Turns out that RT serves even the static content through Mason (at least when doing the easy install), and it decides to generate around 19 database queries to retrieve each piece of static content. We can solve that fairly easily by making sure that Mason doesn’t handle the static content. The dynamic content generates about 100 queries still, but from 700 down to 100 is about an order of magnitude improvement.

Additionally, as you might expect from this type of application, the schema is pretty bad. It’s basically a lot of auto-generated id references all over the place pointing through poorly-named tables, a lot of “type” attributes (that hold the name of an application object class), and some bizarre organization. For instance, to associate a comment with a ticket, you have to join through the “transactions” table (a log of operations that were performed). There are also no foreign keys, at all, which is just wonderful when trying to figure out the schema.

There are some simple, well established best practices for database development that are easy to find. It’s not even hard to support multiple databases, you can just write separate data access code for each database you want to support. Yet application developers who know nothing about data management decide they can do it better. RT is a perfect example of this. I’m not saying all developers are like this, but I think there’s a much greater tendency for developers to re-invent data management than, say, invent a new memory management scheme, or invent a new filesystem API, or a new sorting algorithm.

6 thoughts on “700 queries for one page load?

  1. 700 eh? That sounds…wrong. And like a prefetch or a caching layer isn’t working right. Would you be up for helping us triage this on rt-devel@lists.bestpractical.com? I’m not going to pretend that RT is a paragon of relational design, but that sounds like something is broken. And we do like to fix broken things ;-)

    Best,
    Jesse (RT is generally considered to be all my fault)

    • I’ll post a report to the list on Monday.

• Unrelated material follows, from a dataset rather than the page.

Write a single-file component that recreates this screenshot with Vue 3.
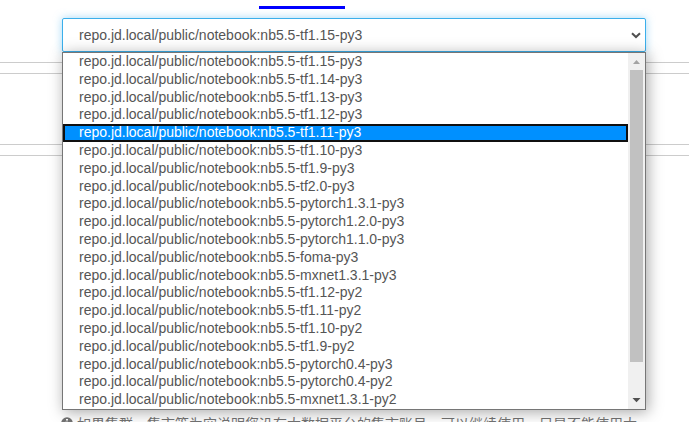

      As I said most of that was because the static content was also causing database access, which we can avoid (bringing us down to about 100 queries).

      Sorry for the harsh words in the post, but needless to say I was stunned by the sheer volume of database queries. Even 100 queries is a lot for one page load.

      • The harsh words were completely justified. Generally you’re shooting for 0 or 1 queries per page load, and 100 is ludicrously too many.

        • 0 or 1 query per page load? Why don’t you go back to the magic land with the faeries whence you obviously came?

          100 is on the high side, yes. I’d say 20 and up would be performed for a page performing some work on a very well written system.

          I used to work somewhere where we had around 8-900 queries per page load. They were all lightning fast mySQL selects, and not causing any sort of a bottleneck

          • I’m sure if you get creative enough, you can think of some kind of use for many queries to load one page.

            But 100 queries for one page load is a red flag. At a minimum you should do a double-take on a number like that, and re-examine the design that lead to that outcome.

            The fact is that many of those RT queries are *duplicates*. I believe many of the rest are just an artifact of poor design.

            Good design indicates that you issue about one query for each different type of information that you need.

          • It’s not faerie-land when Postgres has this amazing ability to return useful serialized data structures at each row and column. :-)